Legal expert points to maintenance responsibility remaining with company management

 

The Colbert Transport case underlines that vehicle maintenance responsibility stays with company owners, managers and directors despite delegation of such work to mechanics, Holding Redlich partner and transport lawyer Danella Wilmshurst warns.

Peter Colbert, the director of Adelaide-based Colbert Transport, was found guilty of manslaughter following driver Robert Brimson’s death in a crash due to faulty brakes.

In response to evidence in the South Australian Supreme Court that he had been warned repeatedly to fix his trucks, Colbert said he relied on the company mechanic for vehicle maintenance.

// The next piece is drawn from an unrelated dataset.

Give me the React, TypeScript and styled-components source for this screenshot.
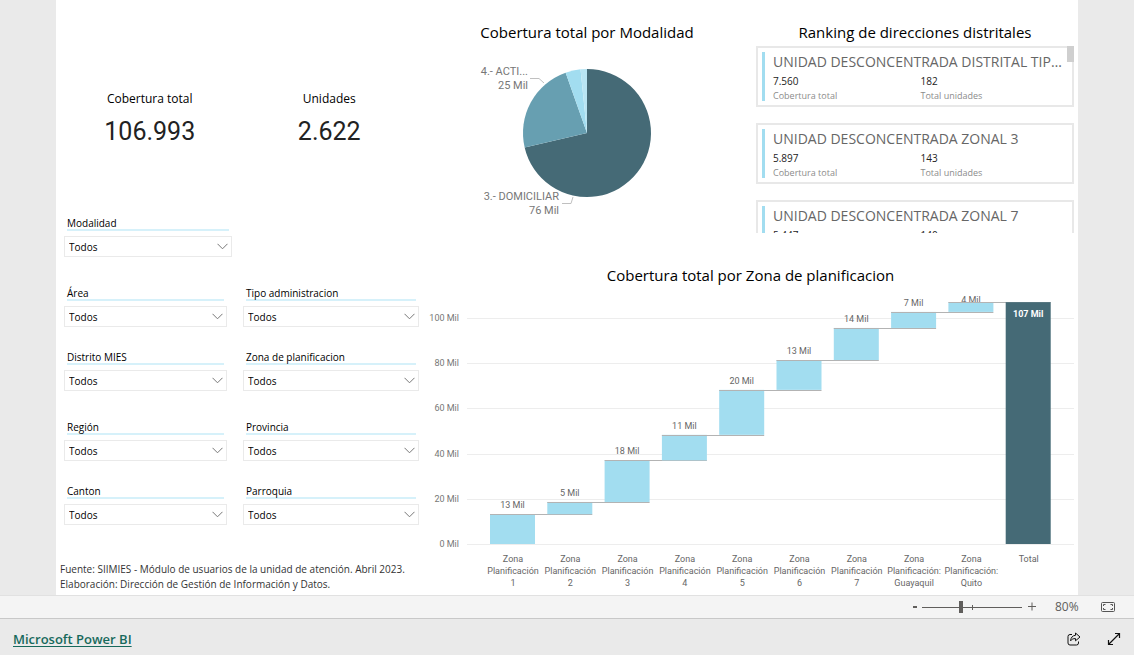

“The importance of company directors taking responsibility for the safety of company vehicles and implementing a regular and effective maintenance program was made tragically apparent from the circumstances of this case,” Wilmshurst says in a commentary on the case.

“It is also a decision that confirms that it is not an adequate response for a director of a company to delegate full responsibility for vehicle safety to a mechanic or others with a responsibility for vehicle maintenance.”

Despite the sometimes broad and tough provisions of national regulations and the push to expand Chain Of Responsibility (COR) to maintenance, these were now a feature of the case, Wilmshurst notes.

“The prosecution of the company director in this case was brought under the South Australian criminal statute and was not under the Heavy Vehicle National Law’s (HVNL’s), COR regime,” she writes.

“Although the COR regime carries heavy penalties for proven severe and critical breaches of road transport safety laws, it does not include its own offences for manslaughter or endangering life, and does not presently extend COR requirements to matters of roadworthiness and vehicle maintenance.”